Honestly, the system is mostly meant to counter the growing threat from North Korea. Trying to defend against a real attack by Russia/China/almost any other opponent simply isn't realistic with current technology.
Yup. And there is technology to spot naive decoys (e.g. IR signature), and technology to make decoys more sophisticated. The ABMs have to hit the MIRV before the warheads deploy or knock out every potentially damaging warhead.
Russia and USA as the nuclear triad are in leagues of their own, with China/UK/France lagging far behind. China deliberately does not have a MAD capability or strategy. With an attack from an adversary like NK/Pakistan, we would hope we could throw a flock of ABMs at their missiles as fast as they could launch them and immediately blast the shit out of them in retaliation.
China might well be able to get stuff through, but we could limit the damage.
Russia is another ballgame.

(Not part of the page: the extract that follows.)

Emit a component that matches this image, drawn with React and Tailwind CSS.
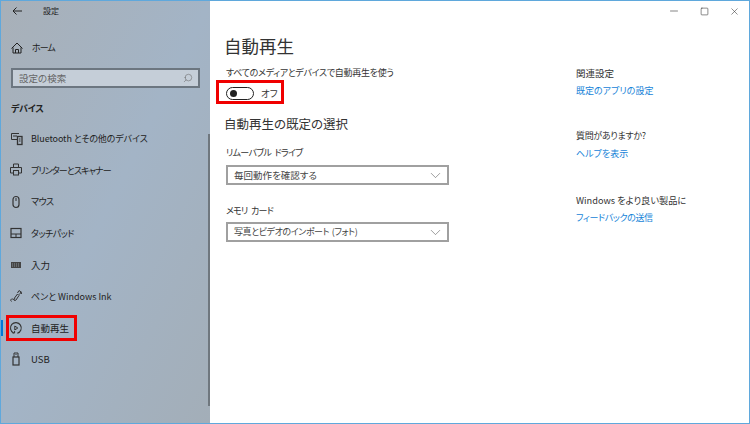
import { ChevronDown, Minus, Square, X, Search } from "lucide-react";

const font = "font-['Noto_Sans_CJK_JP','Noto_Sans',sans-serif] [font-feature-settings:'palt']";

function Icon({ children }) {
  return (
    <svg width="16" height="16" viewBox="0 0 16 16" fill="none" stroke="#333" strokeWidth="1">
      {children}
    </svg>
  );
}

const items = [
  {
    label: "Bluetooth とその他のデバイス",
    text: "text-[9px] tracking-[-0.1px]",
    icon: (
      <Icon>
        <path d="M11 2.500H3.500v6H9M5 5h4" />
        <rect x="9.500" y="5.500" width="4.500" height="8" strokeWidth="1.300" />
        <path d="M11 8h1.500M11 10h1.500" />
      </Icon>
    ),
  },
  {
    label: "プリンターとスキャナー",
    text: "text-[9px] tracking-[-0.9px]",
    icon: (
      <Icon>
        <path d="M5.500 5.500v-3.500h5v3.500" />
        <path d="M5 11H2.500V5.500h11V11H11" />
        <rect x="5.500" y="8.500" width="5" height="4.500" />
      </Icon>
    ),
  },
  {
    label: "マウス",
    text: "text-[9px] tracking-[-0.6px]",
    icon: (
      <Icon>
        <rect x="5" y="2.500" width="6" height="11" rx="3" strokeWidth="1.200" />
        <path d="M8 4v3" />
      </Icon>
    ),
  },
  {
    label: "タッチパッド",
    text: "text-[9px] tracking-[-0.5px]",
    icon: (
      <Icon>
        <rect x="3" y="3.500" width="10" height="9" strokeWidth="1.200" />
        <path d="M3 9h10M8 9v3.500" />
      </Icon>
    ),
  },
  {
    label: "入力",
    text: "text-[9.500px]",
    icon: (
      <Icon>
        <rect x="3" y="5" width="10" height="6" fill="#444" stroke="none" />
        <path d="M4 7h8M4 9h8" stroke="#9aa6b0" strokeWidth="0.800" strokeDasharray="1 1" />
      </Icon>
    ),
  },
  {
    label: "ペンと Windows Ink",
    text: "text-[9px]",
    icon: (
      <Icon>
        <path d="M3.500 13.500c-1.500-1-.5-3 1-2.500s3 1 2-1l3-4 1.500 1.500-3 4.500c-1 1-2 .5-2.500-.5" />
        <path d="M9.500 5l1.500-2.500 2 1.500-1.500 2.500M13 3.500l.5 2.500" />
      </Icon>
    ),
  },
  {
    label: "自動再生",
    text: "text-[9.500px]",
    active: true,
    icon: (
      <Icon>
        <path d="M5.600 12.900A5.400 5.400 0 1 1 9.300 13.200" strokeWidth="1.100" />
        <path d="M6.800 6v4l3-2z" />
        <path d="M4.600 13h2v-2" />
      </Icon>
    ),
  },
  {
    label: "USB",
    text: "text-[9.500px]",
    icon: (
      <Icon>
        <rect x="5" y="6" width="6" height="8" strokeWidth="1.200" />
        <path d="M6 6V2h4v4M7 3.500h.5M8.500 3.500H9" />
      </Icon>
    ),
  },
];

function Dropdown({ value, text }) {
  return (
    <div className="flex items-center justify-between w-[223px] h-[20px] border-2 border-[#a0a0a0] bg-white pl-[6px] pr-[3px] text-[#444]">
      <span className={text}>{value}</span>
      <ChevronDown size={17} strokeWidth={0.8} color="#555" />
    </div>
  );
}

function Related({ title, link, titleText, linkText, className }) {
  return (
    <div className={className}>
      <div className={`leading-[14px] text-[#333] ${titleText}`}>{title}</div>
      <div className={`mt-[4px] leading-[14px] text-[#1683d8] ${linkText}`}>{link}</div>
    </div>
  );
}

export default function App() {
  return (
    <div className={`flex w-[750px] h-[424px] overflow-hidden border border-[#5fa8dc] bg-white ${font}`}>
      <aside className="relative flex flex-col w-[209px] h-full shrink-0 bg-gradient-to-br from-[#a8b0b8] via-[#a3b4c6] to-[#a3aeb8] text-[#222]">
        <div className="flex items-center h-[19px] pl-[11px] gap-[21px] text-[8px]">
          <svg width="10" height="10" viewBox="0 0 10 10" fill="none" stroke="#222" strokeWidth="1">
            <path d="M10 5H1M4.500 1.500L1 5l3.500 3.500" />
          </svg>
          <span>設定</span>
        </div>
        <div className="flex items-center h-[36px] mt-[10px] pl-[10px] gap-[9px] text-[9px] tracking-[-1px]">
          <svg width="12" height="12" viewBox="0 0 12 12" fill="none" stroke="#222" strokeWidth="1">
            <path d="M.5 6.500L6 1l5.500 5.500M2 5.500v5.500h8V5.500M4.500 11V7.500h3V11" />
          </svg>
          <span>ホーム</span>
        </div>
        <div className="flex items-center justify-between mx-[10px] mt-[2px] h-[20px] border-2 border-[#6c7680] bg-[#c5ced8] pl-[6px] pr-[5px] text-[9.500px] text-[#666]">
          <span>設定の検索</span>
          <Search size={10} strokeWidth={1.3} className="-scale-x-100" />
        </div>
        <div className="mt-[11px] ml-[10px] h-[20px] leading-[20px] text-[9px] tracking-[-0.3px] font-bold">デバイス</div>
        <nav className="mt-[4px] flex flex-col">
          {items.map((item) => (
            <div key={item.label} className="relative flex items-center h-[31.500px] pl-[7px] gap-[7px]">
              {item.active && <span className="absolute left-0 top-[8px] h-[16px] w-[2px] bg-[#0078d7]" />}
              {item.icon}
              <span className={item.text}>{item.label}</span>
              {item.active && <span className="absolute left-[5px] top-[3px] w-[71px] h-[26px] border-[3px] border-[#f00000]" />}
            </div>
          ))}
        </nav>
        <span className="absolute right-0 top-[133px] h-[272px] w-[2px] bg-[#6f777e]" />
      </aside>

      <main className="flex-1 flex flex-col min-w-0">
        <div className="flex justify-end items-center h-[20px] gap-[20px] pr-[9px] text-[#333]">
          <Minus size={12} strokeWidth={1.2} />
          <Square size={9} strokeWidth={1.500} />
          <X size={11} strokeWidth={1.200} />
        </div>
        <div className="flex flex-1">
          <section className="w-[366px] pl-[14px] pt-[13px]">
            <h1 className="text-[17.500px] leading-[24px] text-[#333]">自動再生</h1>
            <div className="mt-[8px] ml-[2px] text-[9px] tracking-[-0.3px] leading-[14px] text-[#333]">すべてのメディアとデバイスで自動再生を使う</div>
            <div className="relative flex items-center mt-[5px] ml-[2px] h-[16px] w-fit gap-[7px] text-[9.500px] text-[#333]">
              <span className="flex items-center w-[28px] h-[13px] rounded-full border-[1.500px] border-[#222] pl-[3px]">
                <span className="w-[7px] h-[7px] rounded-full bg-[#222]" />
              </span>
              <span>オフ</span>
              <span className="absolute left-[-10px] top-[-5px] w-[68px] h-[24px] border-[3px] border-[#f00000]" />
            </div>
            <h2 className="mt-[13px] text-[12.500px] leading-[20px] text-[#333]">自動再生の既定の選択</h2>
            <div className="mt-[12px] ml-[2px] text-[9px] tracking-[-0.7px] leading-[14px] text-[#333] [word-spacing:2px]">リムーバブル ドライブ</div>
            <div className="mt-[5px] ml-[2px]"><Dropdown value="毎回動作を確認する" text="text-[9.500px]" /></div>
            <div className="mt-[19px] ml-[2px] text-[9px] tracking-[-0.7px] leading-[14px] text-[#333] [word-spacing:2px]">メモリ カード</div>
            <div className="mt-[4px] ml-[2px]"><Dropdown value="写真とビデオのインポート (フォト)" text="text-[9px] tracking-[-0.4px] [word-spacing:1px]" /></div>
          </section>
          <section className="flex-1 pt-[45px]">
            <Related title="関連設定" link="既定のアプリの設定" titleText="text-[9.500px]" linkText="text-[9px]" />
            <Related title="質問がありますか?" link="ヘルプを表示" titleText="text-[9px] tracking-[-0.3px]" linkText="text-[9px]" className="mt-[31px]" />
            <Related title="Windows をより良い製品に" link="フィードバックの送信" titleText="text-[9.200px]" linkText="text-[9px] tracking-[-0.4px]" className="mt-[32px]" />
          </section>
        </div>
      </main>
    </div>
  );
}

In an all-out nuclear assault, we could hope to knock out a few warheads here and there, but the numbers are grim. We would be facing a large proportion of our population centers looking like Hiroshima circa September 1945.

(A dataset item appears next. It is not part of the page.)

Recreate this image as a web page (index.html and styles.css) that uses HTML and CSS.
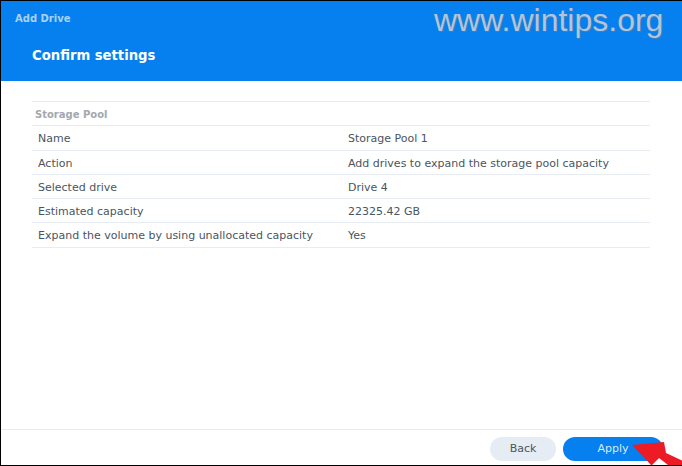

So yeah, North Korea is a leading threat, since they are led by a madman who could start a new bloody war in the Korean Peninsula that would devastate our closest allies in the region and pull in China and Russia, and may someday soon if unimpeded be able to actually develop a damaging missile or two that could reach our western shores, but Russia is an adversary led by a murderous autocrat who gives few fucks and could potentially push buttons that would make us a smoldering wasteland in a matter of hours.
Keep in mind that decoy RVs (inflatable mylar targets) are cheap. Overwhelming your adversary's sensing and response systems is a classic tactic, and not just in military combat.